• _Input records_:
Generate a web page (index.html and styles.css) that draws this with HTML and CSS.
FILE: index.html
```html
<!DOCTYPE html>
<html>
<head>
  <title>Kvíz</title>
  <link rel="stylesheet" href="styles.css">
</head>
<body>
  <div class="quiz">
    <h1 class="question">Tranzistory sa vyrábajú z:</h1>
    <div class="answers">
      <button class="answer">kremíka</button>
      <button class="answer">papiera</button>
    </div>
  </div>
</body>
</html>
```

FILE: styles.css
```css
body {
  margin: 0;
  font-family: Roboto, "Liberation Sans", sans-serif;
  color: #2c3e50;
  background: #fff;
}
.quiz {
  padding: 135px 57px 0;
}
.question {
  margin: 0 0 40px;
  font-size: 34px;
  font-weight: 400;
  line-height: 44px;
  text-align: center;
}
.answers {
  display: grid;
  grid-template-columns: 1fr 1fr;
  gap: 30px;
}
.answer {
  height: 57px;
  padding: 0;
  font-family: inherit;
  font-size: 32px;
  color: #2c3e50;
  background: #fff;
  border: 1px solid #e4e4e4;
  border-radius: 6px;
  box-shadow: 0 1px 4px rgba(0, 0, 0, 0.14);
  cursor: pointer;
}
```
* * *
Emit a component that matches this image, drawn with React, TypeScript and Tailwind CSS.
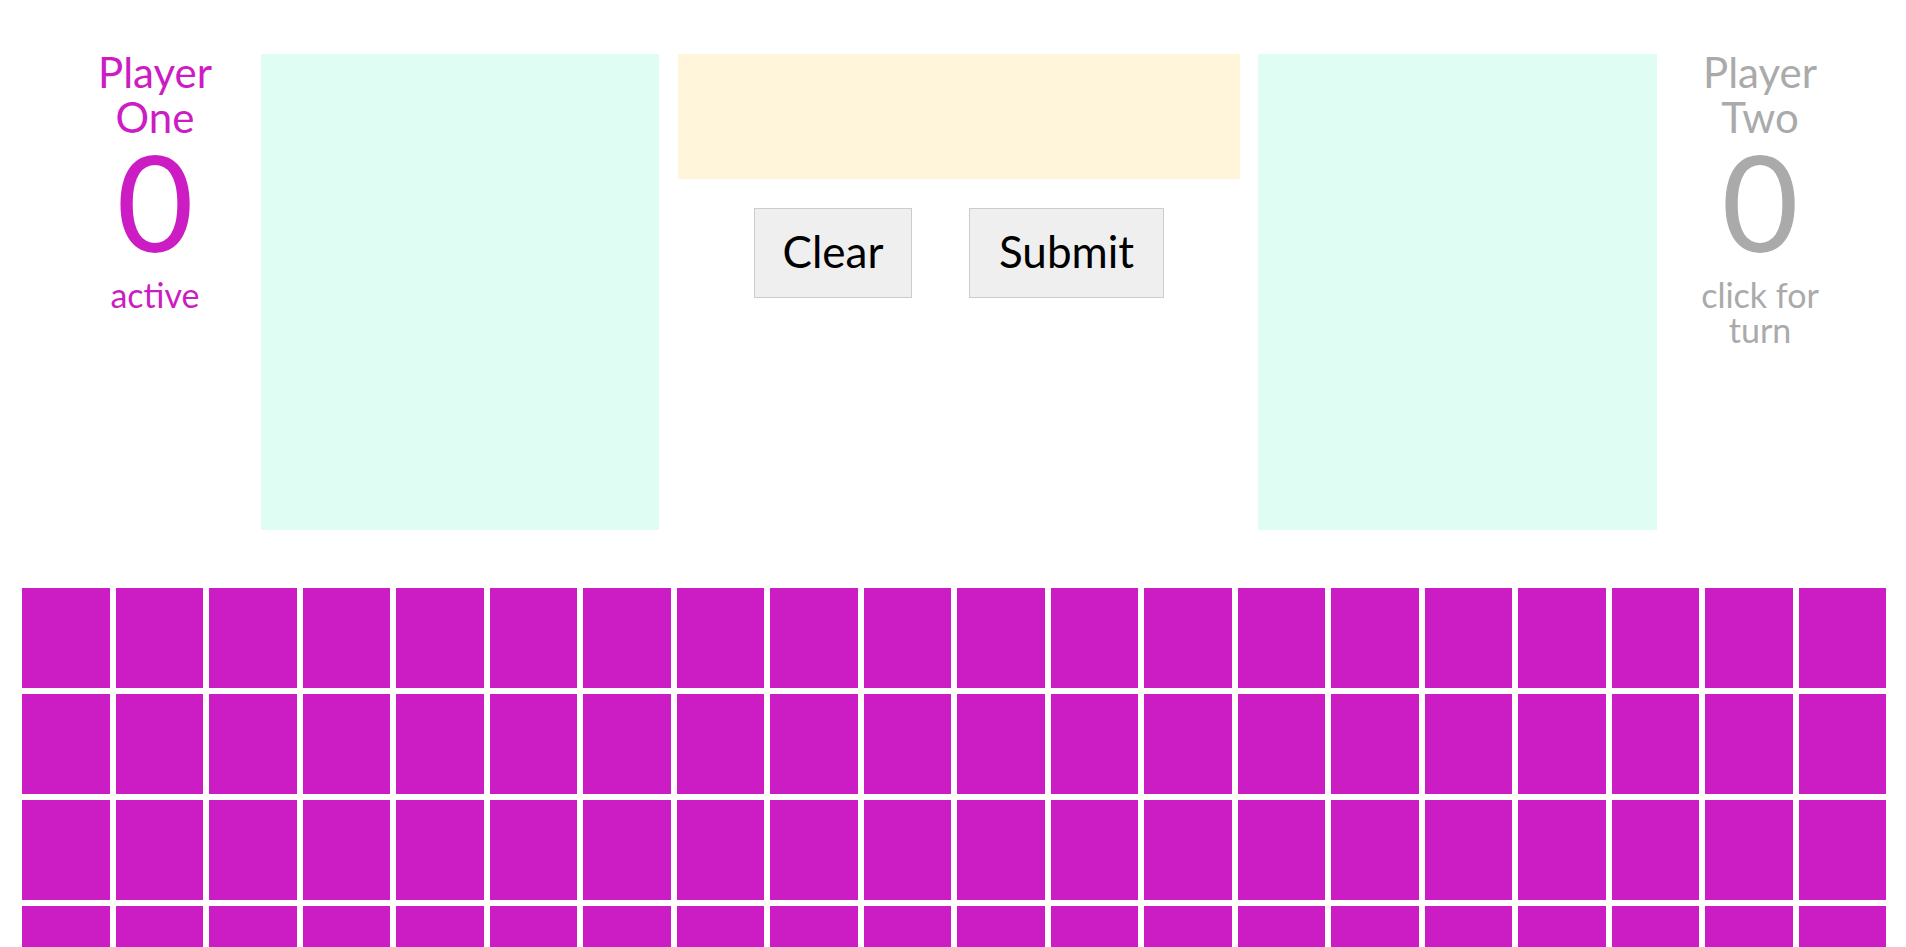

• _Aim_:
Check each line of the records for the word "index", and show the lines that contain it.

• _Solution to the problem_:
Generate a web page (index.html and styles.css) that draws this with HTML and CSS.
FILE: index.html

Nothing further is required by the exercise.